We transact business in various foreign currencies, including a number of major European currencies as well as the Australian dollar. We have significant foreign currency exposure through both our Australian manufacturing activities and international sales operations. We have established a foreign currency hedging program using purchased currency options and forward contracts to hedge foreign-currency-denominated financial assets, liabilities and manufacturing cash flows. The terms of such foreign currency hedging contracts generally do not exceed three years. The goal of this hedging program is to economically manage the financial impact of foreign currency exposures denominated in Euros and Australian dollars. Under this program, increases or decreases in our foreign-currency-denominated financial assets, liabilities, and firm commitments are partially offset by gains and losses on the hedging instruments.

 

We do not designate these foreign currency contracts as hedges.
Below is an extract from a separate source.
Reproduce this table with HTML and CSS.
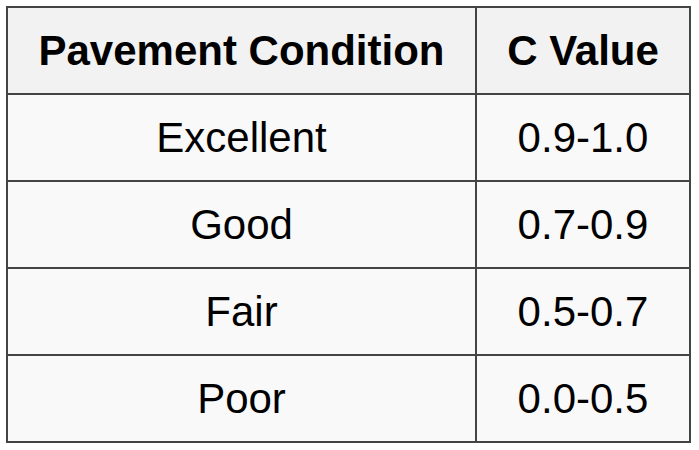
FILE: index.html
```html
<!DOCTYPE html>
<html>
<head>
<meta charset="utf-8">
<link rel="stylesheet" href="styles.css">
</head>
<body>
<table class="ctable">
  <thead>
    <tr><th class="c1">Pavement Condition</th><th class="c2">C Value</th></tr>
  </thead>
  <tbody>
    <tr><td>Excellent</td><td>0.9-1.0</td></tr>
    <tr><td>Good</td><td>0.7-0.9</td></tr>
    <tr><td>Fair</td><td>0.5-0.7</td></tr>
    <tr><td>Poor</td><td>0.0-0.5</td></tr>
  </tbody>
</table>
</body>
</html>
```
FILE: styles.css
```css
html, body {
  margin: 0;
  padding: 0;
  background: #ffffff;
}
body {
  padding: 6px;
  font-family: "Liberation Sans", Arial, sans-serif;
  color: #000;
}
.ctable {
  border-collapse: separate;
  border-spacing: 0;
  border-top: 2px solid #444;
  border-left: 2px solid #444;
  width: 685px;
  table-layout: fixed;
}
.ctable th, .ctable td {
  border-right: 2px solid #444;
  border-bottom: 2px solid #444;
  height: 85px;
  padding: 0;
  text-align: center;
  vertical-align: middle;
  font-size: 42px;
  line-height: 48px;
}
.ctable th {
  background: #f2f2f2;
  font-weight: bold;
}
.ctable td {
  background: #f9f9f9;
}
.c1 { width: 467px; }
.c2 { width: 212px; }
```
We have determined our hedge program to be a non-effective hedge. All movements in the fair value of the foreign currency instruments are recorded within other income, net in our consolidated statements of income. We do not enter into financial instruments for trading or speculative purposes.

 

We held foreign currency instruments with notional amounts totaling $309.9 million and $211.5 million at June 30, 2011 and June 30, 2010, respectively, to hedge foreign currency fluctuations. These contracts mature at various dates prior to June 30, 2013.

 

The fair value and effect of derivative instruments on our consolidated financial statements were as follows:

 

    Asset Derivatives   June 30, 2011       Gain
recognized in
Income on
Derivative

Derivatives Not Designated as Hedging Instruments

  Balance Sheet Location   Fair Value   Location of gain recognized in Income on Derivative   Year Ended
June 30, 2011

Foreign Exchange Contracts

  Other Assets   $14,874   Other, net   $17,826

 

We are exposed to credit-related losses in the event of non-performance by counter parties to financial instruments. The credit exposure of foreign currency derivatives at June 30, 2011 and June 30, 2010 was $14.9 million and $10.8 million, respectively, which represents the positive fair value of our foreign currency derivatives. These values are included in the current and non-current balances of other assets on the consolidated balance sheets. We minimize counterparty credit risk by entering into derivative transactions with major financial institutions and we do not expect material losses as a result of default by our counterparties.